The request:
Please retype the data in full and exactly; the pictures are not part of the copy.

Supplied data:
□ □ □ □ □ □ □

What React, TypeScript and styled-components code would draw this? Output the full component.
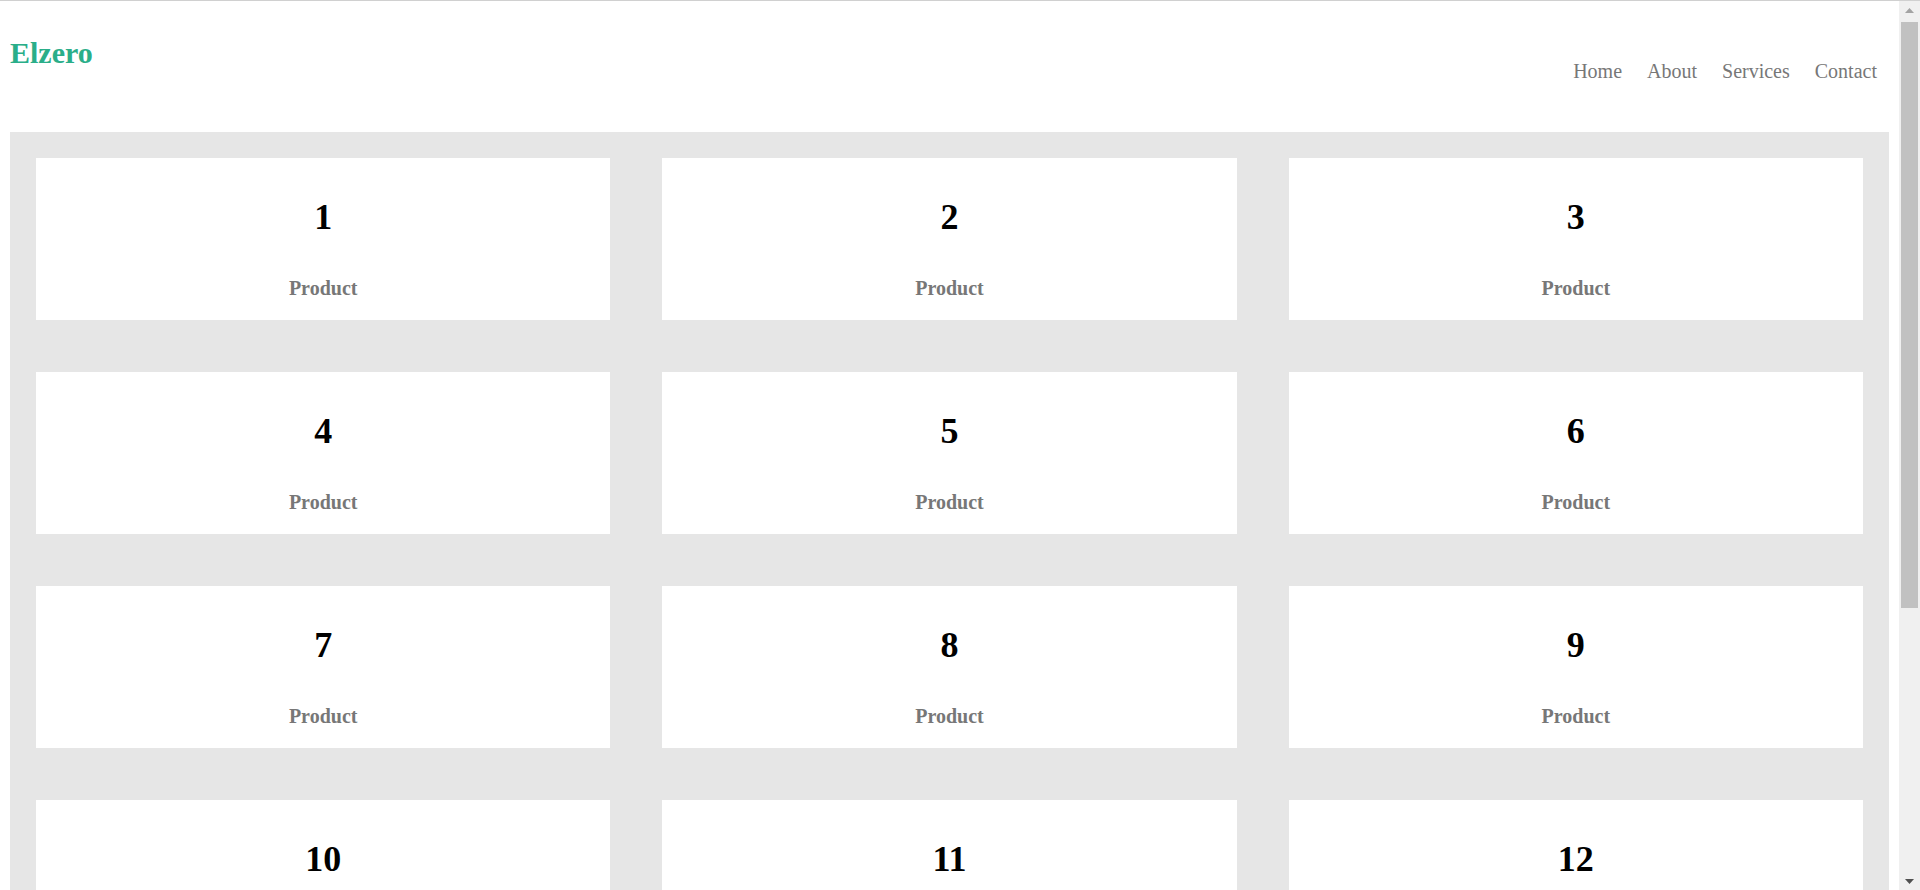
import React from "react";
import styled, { createGlobalStyle } from "styled-components";

const GlobalStyle = createGlobalStyle`
  html, body {
    margin: 0;
    height: 100%;
    overflow: hidden;
    background: #ffffff;
  }
  body {
    font-family: "Liberation Serif", "Times New Roman", serif;
  }
`;

const Window = styled.div`
  display: flex;
  height: 100vh;
  box-sizing: border-box;
  border-top: 1px solid #d0d0d0;
`;

const Viewport = styled.main`
  flex: 1;
  min-width: 0;
  overflow-y: auto;
  scrollbar-width: none;
  &::-webkit-scrollbar {
    display: none;
  }
`;

const ScrollBar = styled.div`
  display: flex;
  flex-direction: column;
  width: 21px;
  flex: 0 0 21px;
  background: #f0f0f0;
`;

const ArrowButton = styled.div<{ $down?: boolean }>`
  display: flex;
  justify-content: center;
  align-items: ${(p) => (p.$down ? "flex-start" : "flex-end")};
  height: 17px;
  padding: ${(p) => (p.$down ? "6px 0 0" : "0 0 5px")};
  box-sizing: border-box;
`;

const Track = styled.div`
  flex: 1;
  padding: 4px 2px 0;
`;

const Thumb = styled.div`
  height: 586px;
  background: #c1c1c1;
`;

const Page = styled.div`
  padding: 0 10px 88px;
`;

const Header = styled.header`
  display: flex;
  justify-content: space-between;
  align-items: flex-start;
  height: 131px;
`;

const Logo = styled.a`
  margin-top: 35px;
  font-size: 30px;
  line-height: 34px;
  font-weight: bold;
  color: #2aae89;
  text-decoration: none;
`;

const Nav = styled.nav`
  display: flex;
  gap: 25px;
  margin-top: 59px;
  padding-right: 12px;
`;

const NavLink = styled.a`
  font-size: 20px;
  line-height: 23px;
  color: #777777;
  text-decoration: none;
`;

const Products = styled.section`
  display: grid;
  grid-template-columns: repeat(3, 1fr);
  gap: 52px;
  padding: 26px;
  background: #e6e6e6;
`;

const Card = styled.div`
  display: flex;
  flex-direction: column;
  align-items: center;
  height: 162px;
  box-sizing: border-box;
  padding: 39px 0 21px;
  background: #ffffff;
`;

const Number = styled.h2`
  margin: 0 0 39px;
  font-size: 36px;
  line-height: 41px;
  font-weight: bold;
  color: #000000;
`;

const Label = styled.p`
  margin: 0;
  font-size: 20px;
  line-height: 23px;
  font-weight: bold;
  color: #777777;
`;

const links = ["Home", "About", "Services", "Contact"];
const products = Array.from({ length: 15 }, (_, i) => i + 1);

export default function App() {
  return (
    <>
      <GlobalStyle />
      <Window>
        <Viewport>
          <Page>
            <Header>
              <Logo href="#">Elzero</Logo>
              <Nav>
                {links.map((l) => (
                  <NavLink key={l} href="#">
                    {l}
                  </NavLink>
                ))}
              </Nav>
            </Header>
            <Products>
              {products.map((n) => (
                <Card key={n}>
                  <Number>{n}</Number>
                  <Label>Product</Label>
                </Card>
              ))}
            </Products>
          </Page>
        </Viewport>
        <ScrollBar>
          <ArrowButton>
            <svg width="9" height="5" viewBox="0 0 9 5">
              <polygon points="0,5 4.5,0 9,5" fill="#a3a3a3" />
            </svg>
          </ArrowButton>
          <Track>
            <Thumb />
          </Track>
          <ArrowButton $down>
            <svg width="9" height="5" viewBox="0 0 9 5">
              <polygon points="0,0 9,0 4.5,5" fill="#505050" />
            </svg>
          </ArrowButton>
        </ScrollBar>
      </Window>
    </>
  );
}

□ □ □ □ □ □ □

Exercise answer:
What React, TypeScript and styled-components code would draw this? Output the full component.
import React from "react";
import styled, { createGlobalStyle } from "styled-components";

const GlobalStyle = createGlobalStyle`
  html, body {
    margin: 0;
    height: 100%;
    overflow: hidden;
    background: #ffffff;
  }
  body {
    font-family: "Liberation Serif", "Times New Roman", serif;
  }
`;

const Window = styled.div`
  display: flex;
  height: 100vh;
  box-sizing: border-box;
  border-top: 1px solid #d0d0d0;
`;

const Viewport = styled.main`
  flex: 1;
  min-width: 0;
  overflow-y: auto;
  scrollbar-width: none;
  &::-webkit-scrollbar {
    display: none;
  }
`;

const ScrollBar = styled.div`
  display: flex;
  flex-direction: column;
  width: 21px;
  flex: 0 0 21px;
  background: #f0f0f0;
`;

const ArrowButton = styled.div<{ $down?: boolean }>`
  display: flex;
  justify-content: center;
  align-items: ${(p) => (p.$down ? "flex-start" : "flex-end")};
  height: 17px;
  padding: ${(p) => (p.$down ? "6px 0 0" : "0 0 5px")};
  box-sizing: border-box;
`;

const Track = styled.div`
  flex: 1;
  padding: 4px 2px 0;
`;

const Thumb = styled.div`
  height: 586px;
  background: #c1c1c1;
`;

const Page = styled.div`
  padding: 0 10px 88px;
`;

const Header = styled.header`
  display: flex;
  justify-content: space-between;
  align-items: flex-start;
  height: 131px;
`;

const Logo = styled.a`
  margin-top: 35px;
  font-size: 30px;
  line-height: 34px;
  font-weight: bold;
  color: #2aae89;
  text-decoration: none;
`;

const Nav = styled.nav`
  display: flex;
  gap: 25px;
  margin-top: 59px;
  padding-right: 12px;
`;

const NavLink = styled.a`
  font-size: 20px;
  line-height: 23px;
  color: #777777;
  text-decoration: none;
`;

const Products = styled.section`
  display: grid;
  grid-template-columns: repeat(3, 1fr);
  gap: 52px;
  padding: 26px;
  background: #e6e6e6;
`;

const Card = styled.div`
  display: flex;
  flex-direction: column;
  align-items: center;
  height: 162px;
  box-sizing: border-box;
  padding: 39px 0 21px;
  background: #ffffff;
`;

const Number = styled.h2`
  margin: 0 0 39px;
  font-size: 36px;
  line-height: 41px;
  font-weight: bold;
  color: #000000;
`;

const Label = styled.p`
  margin: 0;
  font-size: 20px;
  line-height: 23px;
  font-weight: bold;
  color: #777777;
`;

const links = ["Home", "About", "Services", "Contact"];
const products = Array.from({ length: 15 }, (_, i) => i + 1);

export default function App() {
  return (
    <>
      <GlobalStyle />
      <Window>
        <Viewport>
          <Page>
            <Header>
              <Logo href="#">Elzero</Logo>
              <Nav>
                {links.map((l) => (
                  <NavLink key={l} href="#">
                    {l}
                  </NavLink>
                ))}
              </Nav>
            </Header>
            <Products>
              {products.map((n) => (
                <Card key={n}>
                  <Number>{n}</Number>
                  <Label>Product</Label>
                </Card>
              ))}
            </Products>
          </Page>
        </Viewport>
        <ScrollBar>
          <ArrowButton>
            <svg width="9" height="5" viewBox="0 0 9 5">
              <polygon points="0,5 4.5,0 9,5" fill="#a3a3a3" />
            </svg>
          </ArrowButton>
          <Track>
            <Thumb />
          </Track>
          <ArrowButton $down>
            <svg width="9" height="5" viewBox="0 0 9 5">
              <polygon points="0,0 9,0 4.5,5" fill="#505050" />
            </svg>
          </ArrowButton>
        </ScrollBar>
      </Window>
    </>
  );
}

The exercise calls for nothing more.